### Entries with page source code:
::::::::::

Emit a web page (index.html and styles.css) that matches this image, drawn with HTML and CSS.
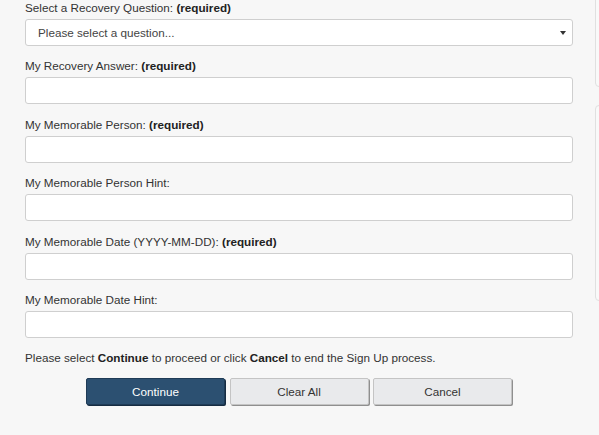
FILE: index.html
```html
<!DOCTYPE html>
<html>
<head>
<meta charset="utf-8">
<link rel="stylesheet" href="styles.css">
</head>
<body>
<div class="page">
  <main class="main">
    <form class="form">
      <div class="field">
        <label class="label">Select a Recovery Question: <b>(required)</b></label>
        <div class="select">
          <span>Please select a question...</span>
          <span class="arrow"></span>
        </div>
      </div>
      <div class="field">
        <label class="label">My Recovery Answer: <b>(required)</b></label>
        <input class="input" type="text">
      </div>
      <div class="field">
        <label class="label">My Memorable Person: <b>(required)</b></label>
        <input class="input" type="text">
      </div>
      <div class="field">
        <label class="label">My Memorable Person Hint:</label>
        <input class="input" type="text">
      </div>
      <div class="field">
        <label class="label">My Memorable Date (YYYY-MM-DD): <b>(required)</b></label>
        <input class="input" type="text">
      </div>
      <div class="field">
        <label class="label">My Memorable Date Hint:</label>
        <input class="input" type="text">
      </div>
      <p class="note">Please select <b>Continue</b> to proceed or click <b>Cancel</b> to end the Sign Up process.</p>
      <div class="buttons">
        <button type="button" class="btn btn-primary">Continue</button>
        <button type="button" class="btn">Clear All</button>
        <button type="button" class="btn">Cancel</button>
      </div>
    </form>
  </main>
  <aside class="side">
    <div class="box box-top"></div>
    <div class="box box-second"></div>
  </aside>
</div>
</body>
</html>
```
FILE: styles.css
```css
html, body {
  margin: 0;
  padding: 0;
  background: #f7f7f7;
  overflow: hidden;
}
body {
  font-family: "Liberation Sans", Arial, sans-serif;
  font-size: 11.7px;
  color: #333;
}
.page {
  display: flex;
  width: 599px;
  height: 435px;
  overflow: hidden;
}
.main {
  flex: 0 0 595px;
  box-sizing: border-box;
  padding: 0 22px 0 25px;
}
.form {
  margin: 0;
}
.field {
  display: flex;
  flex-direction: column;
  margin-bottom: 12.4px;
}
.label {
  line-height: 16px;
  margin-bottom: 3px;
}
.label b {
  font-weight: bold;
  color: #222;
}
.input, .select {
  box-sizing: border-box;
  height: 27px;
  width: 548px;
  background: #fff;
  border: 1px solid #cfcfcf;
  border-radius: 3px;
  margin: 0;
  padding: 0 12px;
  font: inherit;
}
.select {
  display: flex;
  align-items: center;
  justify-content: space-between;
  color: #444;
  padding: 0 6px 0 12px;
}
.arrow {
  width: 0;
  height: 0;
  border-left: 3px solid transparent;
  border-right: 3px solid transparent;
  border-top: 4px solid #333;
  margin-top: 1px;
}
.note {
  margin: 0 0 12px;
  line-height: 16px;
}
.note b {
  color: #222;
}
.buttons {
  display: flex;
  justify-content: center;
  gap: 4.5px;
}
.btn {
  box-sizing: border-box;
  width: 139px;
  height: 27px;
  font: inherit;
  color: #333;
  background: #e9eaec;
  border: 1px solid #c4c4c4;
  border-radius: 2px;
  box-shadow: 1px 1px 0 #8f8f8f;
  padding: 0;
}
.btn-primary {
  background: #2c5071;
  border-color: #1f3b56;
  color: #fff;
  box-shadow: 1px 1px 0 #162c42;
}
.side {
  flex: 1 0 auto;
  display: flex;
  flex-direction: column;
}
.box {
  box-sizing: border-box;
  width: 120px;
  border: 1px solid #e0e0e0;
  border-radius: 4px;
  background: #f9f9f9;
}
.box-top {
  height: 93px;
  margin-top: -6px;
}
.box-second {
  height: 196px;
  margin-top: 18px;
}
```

::::::::::

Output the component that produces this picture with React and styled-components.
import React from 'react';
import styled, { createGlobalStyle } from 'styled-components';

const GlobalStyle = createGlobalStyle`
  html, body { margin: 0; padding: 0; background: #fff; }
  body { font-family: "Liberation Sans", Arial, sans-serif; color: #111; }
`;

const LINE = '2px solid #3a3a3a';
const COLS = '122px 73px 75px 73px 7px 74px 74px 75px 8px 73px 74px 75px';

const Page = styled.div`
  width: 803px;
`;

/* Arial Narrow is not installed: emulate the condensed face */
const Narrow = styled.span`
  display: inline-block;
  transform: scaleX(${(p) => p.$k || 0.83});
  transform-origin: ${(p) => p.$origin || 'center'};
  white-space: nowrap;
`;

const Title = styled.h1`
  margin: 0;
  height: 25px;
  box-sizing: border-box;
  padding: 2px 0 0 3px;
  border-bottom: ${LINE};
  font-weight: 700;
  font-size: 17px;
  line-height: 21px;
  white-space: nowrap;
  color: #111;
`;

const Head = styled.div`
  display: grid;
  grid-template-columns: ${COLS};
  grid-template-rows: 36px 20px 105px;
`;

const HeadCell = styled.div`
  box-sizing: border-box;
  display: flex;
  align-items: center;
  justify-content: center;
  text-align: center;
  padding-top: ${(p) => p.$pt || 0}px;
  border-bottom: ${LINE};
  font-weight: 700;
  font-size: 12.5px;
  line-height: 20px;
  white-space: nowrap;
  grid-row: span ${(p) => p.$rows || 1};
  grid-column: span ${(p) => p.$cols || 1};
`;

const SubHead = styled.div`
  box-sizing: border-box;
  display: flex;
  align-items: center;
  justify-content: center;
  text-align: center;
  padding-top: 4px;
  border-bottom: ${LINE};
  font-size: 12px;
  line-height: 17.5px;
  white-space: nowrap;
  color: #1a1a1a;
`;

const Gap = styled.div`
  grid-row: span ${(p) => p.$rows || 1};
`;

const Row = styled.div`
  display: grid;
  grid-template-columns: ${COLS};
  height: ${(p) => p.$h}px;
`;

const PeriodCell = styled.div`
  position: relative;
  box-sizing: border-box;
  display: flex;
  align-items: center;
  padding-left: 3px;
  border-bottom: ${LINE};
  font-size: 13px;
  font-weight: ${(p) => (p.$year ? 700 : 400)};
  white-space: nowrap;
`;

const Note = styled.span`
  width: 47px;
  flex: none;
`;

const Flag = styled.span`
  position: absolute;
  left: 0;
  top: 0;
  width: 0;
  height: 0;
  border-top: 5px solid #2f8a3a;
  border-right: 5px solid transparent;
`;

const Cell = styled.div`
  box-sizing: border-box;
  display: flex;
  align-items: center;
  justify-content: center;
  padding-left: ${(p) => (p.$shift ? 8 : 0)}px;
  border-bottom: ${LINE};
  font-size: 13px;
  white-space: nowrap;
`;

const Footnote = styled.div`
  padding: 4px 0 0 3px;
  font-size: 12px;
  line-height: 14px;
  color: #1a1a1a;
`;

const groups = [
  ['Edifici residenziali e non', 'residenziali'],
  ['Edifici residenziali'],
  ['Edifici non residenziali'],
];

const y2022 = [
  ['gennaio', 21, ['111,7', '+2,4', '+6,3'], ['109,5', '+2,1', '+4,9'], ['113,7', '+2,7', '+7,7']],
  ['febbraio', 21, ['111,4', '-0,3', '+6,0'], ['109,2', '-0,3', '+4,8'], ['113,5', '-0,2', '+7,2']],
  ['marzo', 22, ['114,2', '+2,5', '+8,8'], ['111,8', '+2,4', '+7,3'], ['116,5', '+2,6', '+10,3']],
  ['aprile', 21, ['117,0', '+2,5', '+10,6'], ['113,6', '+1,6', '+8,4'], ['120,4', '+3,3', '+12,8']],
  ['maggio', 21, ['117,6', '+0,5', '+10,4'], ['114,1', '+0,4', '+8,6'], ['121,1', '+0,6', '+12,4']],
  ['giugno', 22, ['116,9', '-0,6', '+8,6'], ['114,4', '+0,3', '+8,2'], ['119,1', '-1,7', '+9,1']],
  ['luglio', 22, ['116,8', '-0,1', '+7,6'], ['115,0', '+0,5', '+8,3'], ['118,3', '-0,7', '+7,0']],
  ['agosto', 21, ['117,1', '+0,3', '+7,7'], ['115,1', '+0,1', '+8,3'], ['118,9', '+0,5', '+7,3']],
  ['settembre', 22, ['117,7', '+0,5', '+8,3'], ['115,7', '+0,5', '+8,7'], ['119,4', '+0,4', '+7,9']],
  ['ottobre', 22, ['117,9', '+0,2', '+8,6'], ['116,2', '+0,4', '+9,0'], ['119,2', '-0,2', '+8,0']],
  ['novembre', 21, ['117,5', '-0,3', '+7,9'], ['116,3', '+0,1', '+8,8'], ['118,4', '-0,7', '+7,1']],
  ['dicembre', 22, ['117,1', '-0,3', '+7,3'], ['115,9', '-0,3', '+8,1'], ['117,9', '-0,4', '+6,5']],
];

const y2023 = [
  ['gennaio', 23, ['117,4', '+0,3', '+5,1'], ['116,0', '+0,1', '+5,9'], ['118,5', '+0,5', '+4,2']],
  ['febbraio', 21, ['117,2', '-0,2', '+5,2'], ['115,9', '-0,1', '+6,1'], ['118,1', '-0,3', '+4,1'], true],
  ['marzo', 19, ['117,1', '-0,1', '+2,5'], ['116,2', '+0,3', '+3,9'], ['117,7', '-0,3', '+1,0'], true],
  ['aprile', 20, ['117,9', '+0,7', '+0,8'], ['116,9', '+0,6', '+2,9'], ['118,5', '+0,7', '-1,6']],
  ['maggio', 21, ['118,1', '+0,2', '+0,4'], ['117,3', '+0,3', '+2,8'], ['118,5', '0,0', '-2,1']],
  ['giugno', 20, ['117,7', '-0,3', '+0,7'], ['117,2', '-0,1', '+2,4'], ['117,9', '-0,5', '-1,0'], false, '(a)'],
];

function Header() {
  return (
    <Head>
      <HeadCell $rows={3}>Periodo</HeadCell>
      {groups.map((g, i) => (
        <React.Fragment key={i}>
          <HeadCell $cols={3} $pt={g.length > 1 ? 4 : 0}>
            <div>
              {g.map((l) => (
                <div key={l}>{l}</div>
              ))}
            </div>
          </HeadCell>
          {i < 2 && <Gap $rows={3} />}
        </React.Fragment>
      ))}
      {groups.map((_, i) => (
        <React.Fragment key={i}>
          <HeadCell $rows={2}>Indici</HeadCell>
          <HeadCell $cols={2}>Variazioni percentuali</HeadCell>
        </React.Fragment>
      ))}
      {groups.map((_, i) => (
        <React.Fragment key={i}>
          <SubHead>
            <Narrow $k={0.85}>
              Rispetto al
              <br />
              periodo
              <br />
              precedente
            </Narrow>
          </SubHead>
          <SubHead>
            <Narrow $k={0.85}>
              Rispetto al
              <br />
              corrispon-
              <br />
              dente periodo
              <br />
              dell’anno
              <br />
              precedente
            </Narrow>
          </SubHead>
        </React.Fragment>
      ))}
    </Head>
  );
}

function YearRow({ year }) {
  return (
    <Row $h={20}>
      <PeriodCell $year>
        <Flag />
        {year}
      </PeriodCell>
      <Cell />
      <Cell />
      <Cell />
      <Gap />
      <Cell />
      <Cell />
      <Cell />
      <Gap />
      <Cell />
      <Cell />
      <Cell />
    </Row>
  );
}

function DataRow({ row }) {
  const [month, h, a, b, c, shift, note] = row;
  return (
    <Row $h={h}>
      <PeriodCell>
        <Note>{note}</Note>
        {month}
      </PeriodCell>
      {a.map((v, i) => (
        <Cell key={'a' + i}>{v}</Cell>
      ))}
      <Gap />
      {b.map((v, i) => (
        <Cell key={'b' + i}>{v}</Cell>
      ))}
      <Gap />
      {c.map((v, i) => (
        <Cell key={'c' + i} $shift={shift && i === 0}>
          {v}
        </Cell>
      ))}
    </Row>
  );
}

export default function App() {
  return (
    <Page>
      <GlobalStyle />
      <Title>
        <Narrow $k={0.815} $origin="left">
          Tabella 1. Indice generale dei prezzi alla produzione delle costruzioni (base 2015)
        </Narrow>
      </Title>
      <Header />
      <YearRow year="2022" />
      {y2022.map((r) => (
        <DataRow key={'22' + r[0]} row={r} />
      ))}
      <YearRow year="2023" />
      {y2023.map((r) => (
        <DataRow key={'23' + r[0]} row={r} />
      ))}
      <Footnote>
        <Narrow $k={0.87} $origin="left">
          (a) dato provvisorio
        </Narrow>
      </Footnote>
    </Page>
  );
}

::::::::::

### DIRECTIVE:
Select all lines in the listing above where the word "that" appears, and show them.

### COMPLETED TASK:
Emit a web page (index.html and styles.css) that matches this image, drawn with HTML and CSS.
Output the component that produces this picture with React and styled-components.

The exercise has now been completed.